Во-первых, в некоторых политических областях уже имеется углубленное политическое сотрудничество отдельных членов[30]. Различная глубина интеграции в области экономической политики возникает, например, через избирательное участие в общей валюте. Ступенчатое членство напрашивается для новых членов из Центральной и Восточной Европы, которые не могут соответствовать критериям быстрого входа в зону евро[31]. Во всяком случае, пограничный контроль внутри ЕС будет сохраняться до тех пор, пока не будет свободного перемещения рабочей силы (с учетом рынка труда старых членов) и сельскохозяйственной продукции (с учетом сельскохозяйственного сектора некоторых новых членов)[32]. Также и поэтому в ЕС возникает — по крайней мере, пока — модель различающихся по регионам степеней интеграции.
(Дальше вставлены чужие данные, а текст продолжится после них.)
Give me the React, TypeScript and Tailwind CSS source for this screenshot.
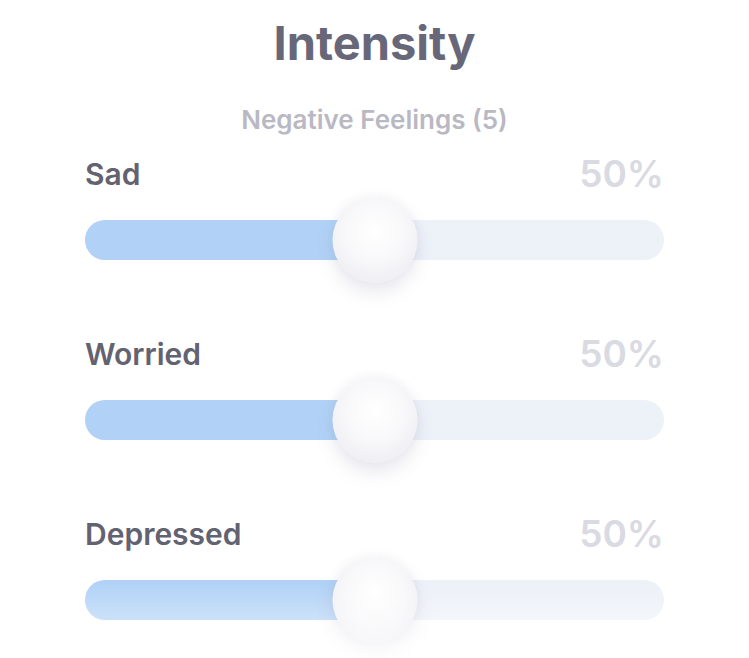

Кроме того, в области политики внутренней безопасности под давлением международного терроризма может вновь быть организован пограничный контроль между членами ЕС. В целом проблемы контроля на внешней границе ЕС способствуют воскрешению его внутренних границ. Тем самым внутри ЕС и в этой области может проявитьсяступенчатая интеграция[33]. Одновременно в области оборонной политики существуют далеко идущие планы интеграции трех крупных членов ЕС и НАТО — Великобритании, Франции и Германии, — о которых ясно, что не все члены ЕС смогут в них участвовать. В целом ступенчатая интеграция в ЕС характеризуется двумя взаимодействующими процессами: во-первых, разные ступени возникают, когда принимаются новые члены на (предварительно) более низком уровне интеграции; во-вторых, новая дифференциация уровня интеграции ведет к ступенчатой интеграции в кругу старых членов.
Расширение «проекта “Европа”» достигает своих границ. Дальнейшее расширение возможно лишь ценой все более серьезных проблем интеграции. Институциональные решения намечаются в двух направлениях: вовне — старание сохранить модель расширения концентрическими кругами, развивая дифференцированные формы сотрудничества ниже уровня полноправного членства. Концепция «кольца дружественных государств» — это попытка ЕС проецировать свою модель расширения концентрическими кругами за рамки возможного расширения ЕС и таким образом разрешить нарастающее противоречие между динамикой расширения и способностью к интеграции. Внутри же намечаются процессы, в результате которых образуются группы членов, отличающиеся степенью интеграции. То есть модель концентрических кругов реализуется уже не в динамике расширения, а как ступенчатая интеграция внутри ЕС. Постепенная интеграция по модели концентрических кругов ведет в результате к европейскому ядру — даже если никто этого и не хочет.